Lo que propongo no es una irracional vuelta a un principio cristiano del mando divino, sino todo lo contrario: un maquiavelismo de la autonomía a cargo de los propios movimientos. El paso por la monarquía es el último paso de la transición –y de aprendizaje no mediado– hacia la decisión desde abajo y el gobierno de los movimientos. La tarea es clara: completar la transición que se inició en 2001: ¡De la monarquía anárquica a la anarquía coronada!
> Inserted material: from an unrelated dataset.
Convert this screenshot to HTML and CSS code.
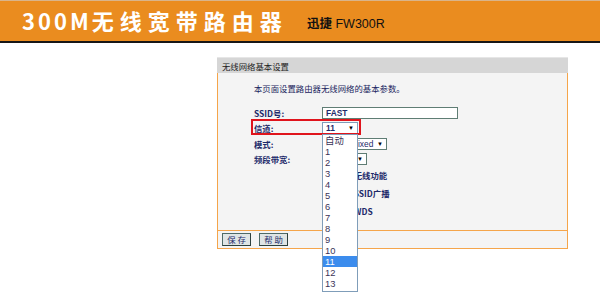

Nuestro principal inconveniente no es sólo que contingentes enteros de los movimientos no kirchneristas están desanimados y ya no confían seriamente en su propia vigencia política, sino que los propios movimientos del kirchnerismo se han vuelto ellos mismos liberales creyentes (y por lo tanto buenos cristianos). Nada es más urgente, por lo tanto, que convertir la actual presión política a favor de la re-relección (que la constitución actual bloquea) en una resolución constitucional a favor de la monarquía.

No estoy preparado para discutir el detalle del diseño institucional. Pero es seguro que Eugenio Zafaroni se apura al proponer una orientación parlamentarista para la constitución. Piensa el modelo ideal y no cómo transitar subjetivamente a una democracia efectiva.

Si, en cambio, puedo anticipar dos tipos de objeciones. La de los kirchneristas liberales, preocupados por el orden jurídico, a los que los invitamos a que aprendan de Paraguay. Y la de quienes se tomen al pie de la letra el carácter incaico de la monarquía que Belgrano propusiera en su momento: a ellos les decimos que hay que partir de lo que hay.

Si el golpe se pusiera en marcha efectivamente, pues, no dudaríamos en proponer que la última fase de la monarquía, aquella en la que la democracia absoluta se hiciera posible, estuviese gobernada por un compañero o compañera surgido de las luchas del Bajo Flores o de Liniers: después de todo, la democracia absoluta, como la monarquía india, no sabe nada de clases sociales ni de confines nacionales.